By silencing the gene normally associated with speech regulation and language development, a group of researchers at Beth Israel Deaconess Medical Center (BIDMC) enhanced breast cancer cell metastasis, suggesting a previously unknown connection between the FOXP2 transcription factor and breast cancer cell survival.
“We have identified a previously undescribed function for the transcription factor FOXP2 in breast cancer,” said Antoine Karnoub, PhD, senior investigator of the article published in Cell Stem Cell, “MSC-Regulated MicroRNAs Converge on the Transcription Factor FOXP2 and Promote Breast Cancer Metastasis,” in a news release from BIDMC. “We have found that depressed FOXP2 and elevated levels of its upstream inhibitor microRNA 199a are prominent features of clinically advanced breast cancers that associate with poor patient survival.”
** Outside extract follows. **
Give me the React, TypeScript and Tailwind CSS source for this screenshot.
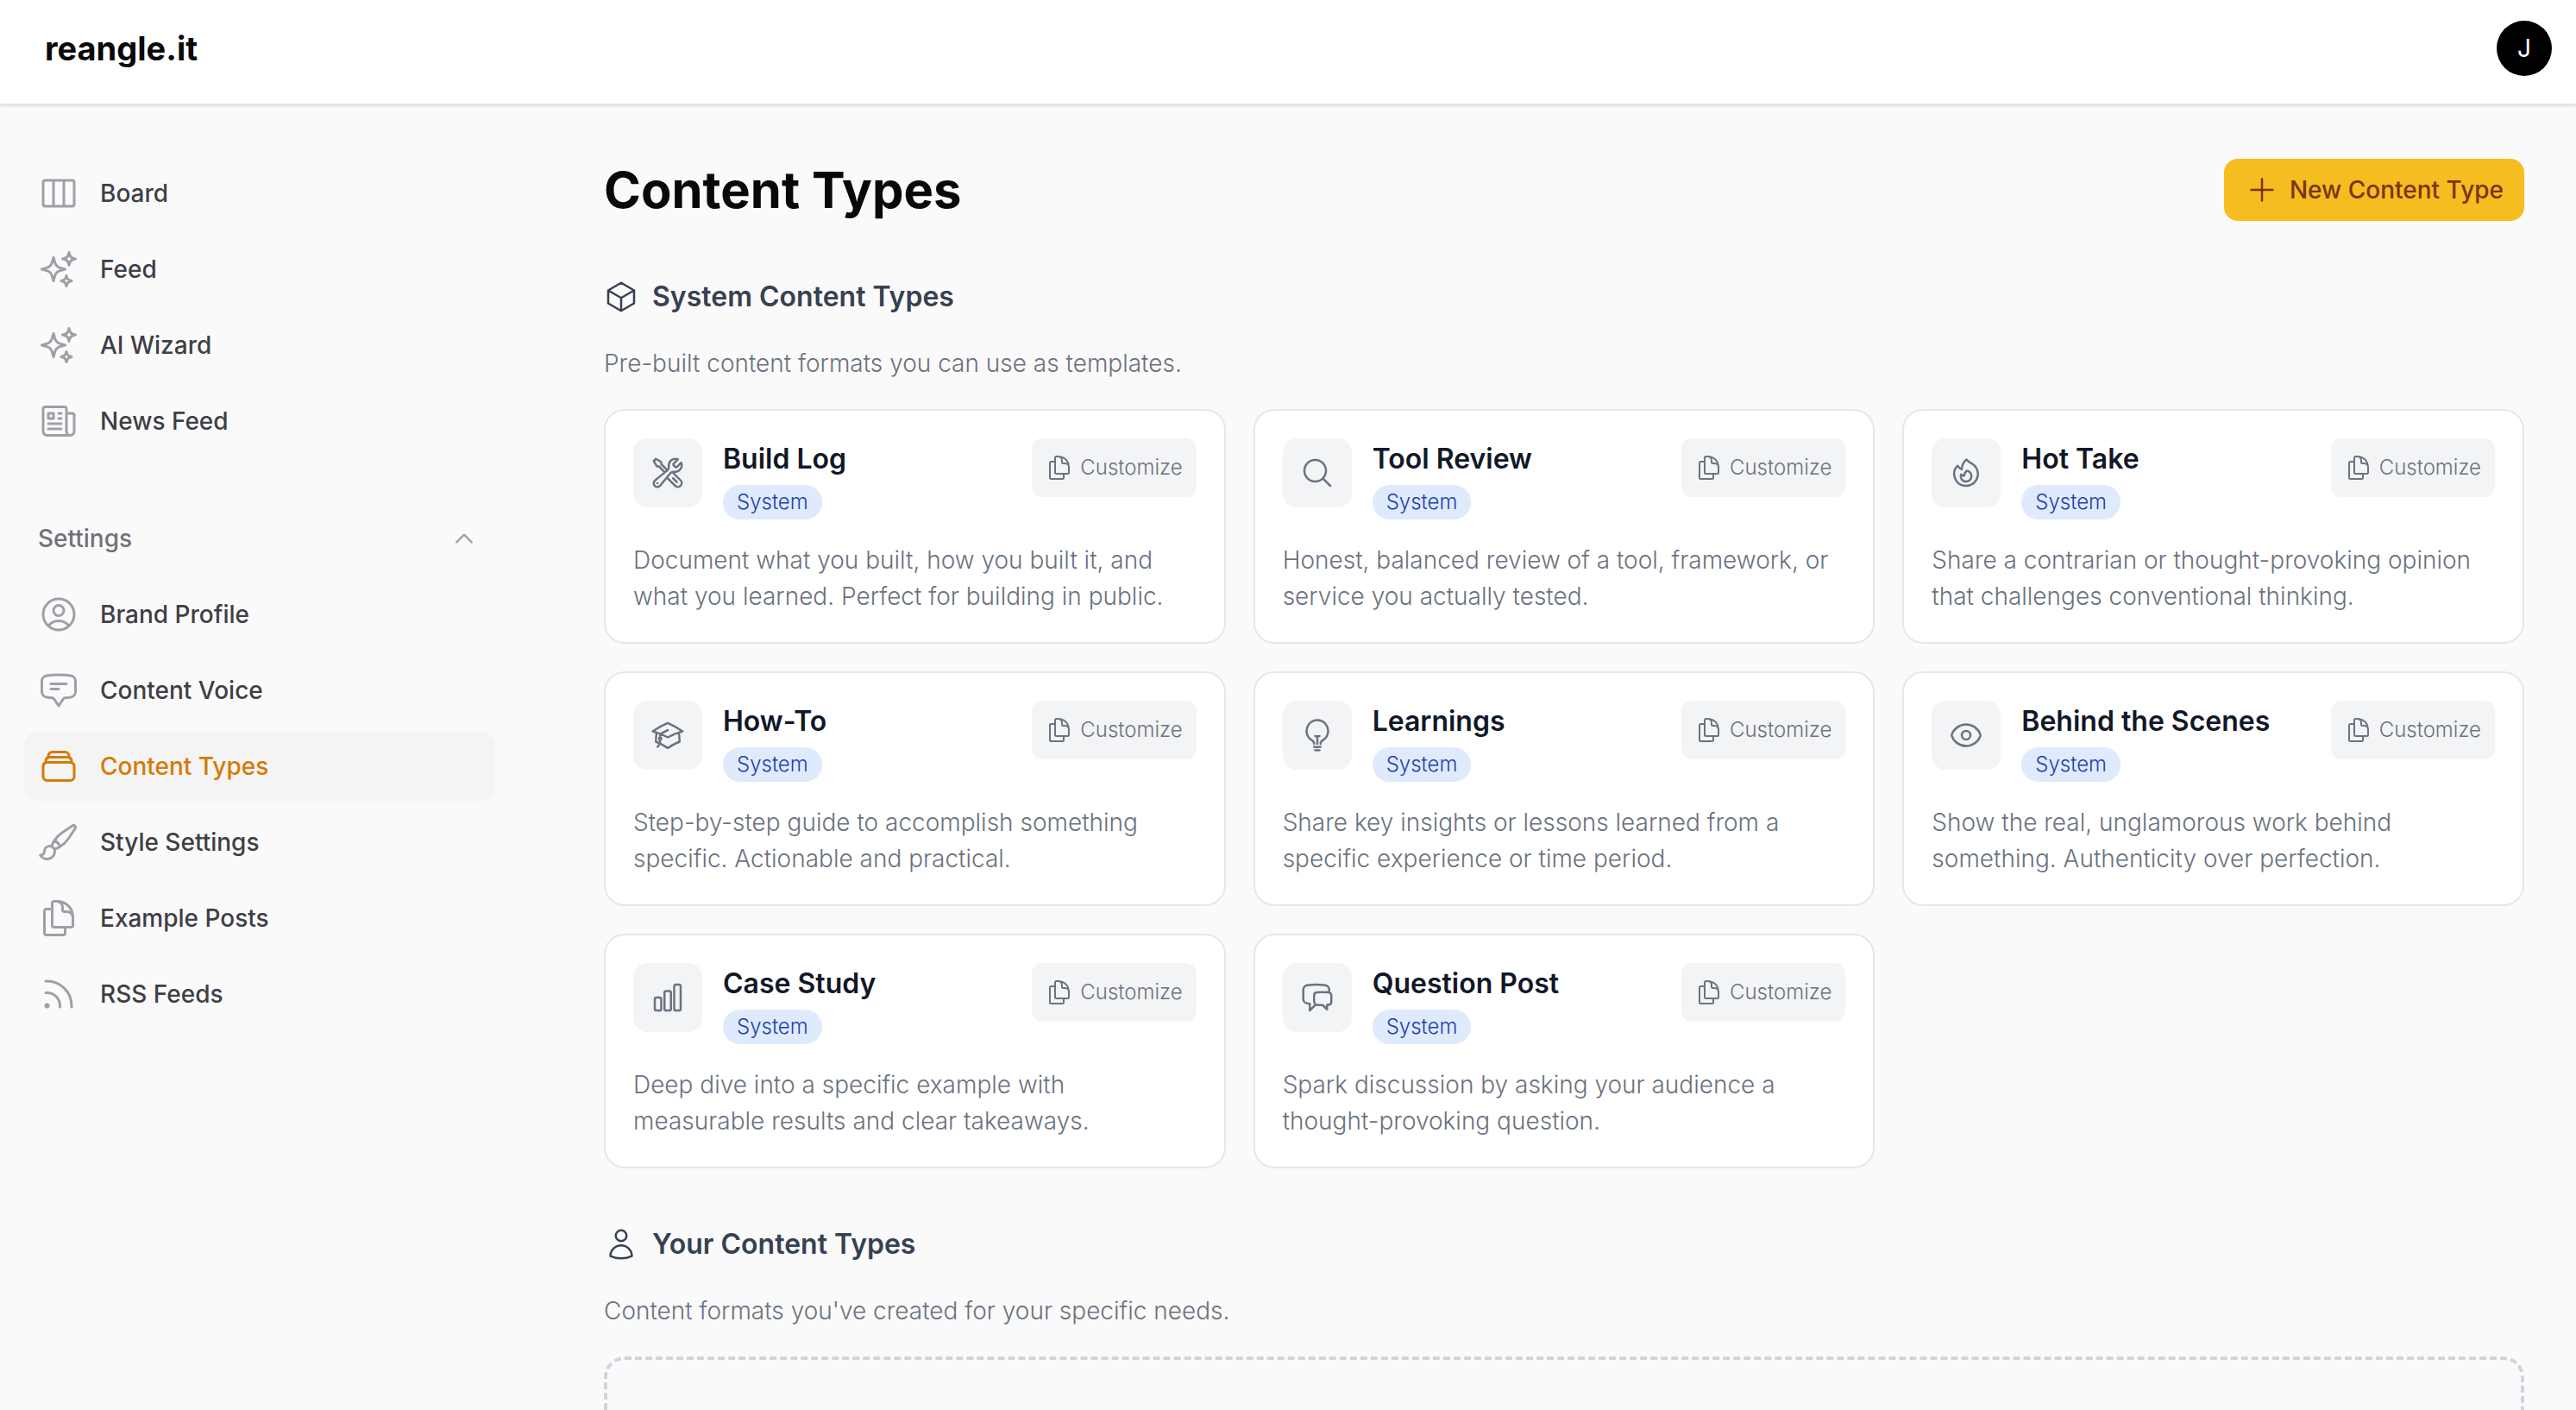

At the heart of the study are mesenchymal stem cells (MSCs). MSCs produce a variety of factors that influence other cells’ behavior. Dr. Karnoub’s laboratory works with MSCs in the context of breast cancer development and metastasis and previously identified a role of MSCs in establishing breast tumor stroma. “We think that by direct actions on the cancer cells and by manipulating other cells in the microenvironment, MSCs end up providing cancer cells with better abilities to survive and a safe haven in which to thrive,” summarized Dr. Karnoub.
In this most recent work, Dr. Karnoub’s laboratory identified an aberrant expression of microRNA-199a by MSCs that led to repressed expression of FOXP2 in breast cancer cells. This enabled cancer cell growth and migration.
“After we found that miRNA-199a instigated in the cancer cells by MSCs was indeed promoting these cancer stem cells phenotypes and was facilitating cancer metastasis, we probed the mechanistic details of miR-199a’s actions,” continued Dr. Karnoub. “We then made a screen and serendipitously fished out a gene called FOXP2,” which had never been related to breast cancer previously.
“We were curious and wanted to find out the business of FOXP2 in breast cancer,” said Dr. Karnoub. “Surprisingly, we found that its suppression in the tumor cells was sufficient to expand cancer stem cell traits and caused the cancer cells to metastasize much more vigorously.”
Implications of the work could provide new prognostic parameters that estimate breast cancer patient survival. “We are one step closer to understanding how cells in the tumor microenvironment, such as MSCs, promote the malignancy of neighboring cancer cells,” said Dr. Karnoub. “We’re now more closely investigating FOXP2’s potential role as a metastasis suppressor that needs to be downregulated for metastasis to take place.” Although it is difficult to suppress microRNA expression in the body, this may be another future avenue of research.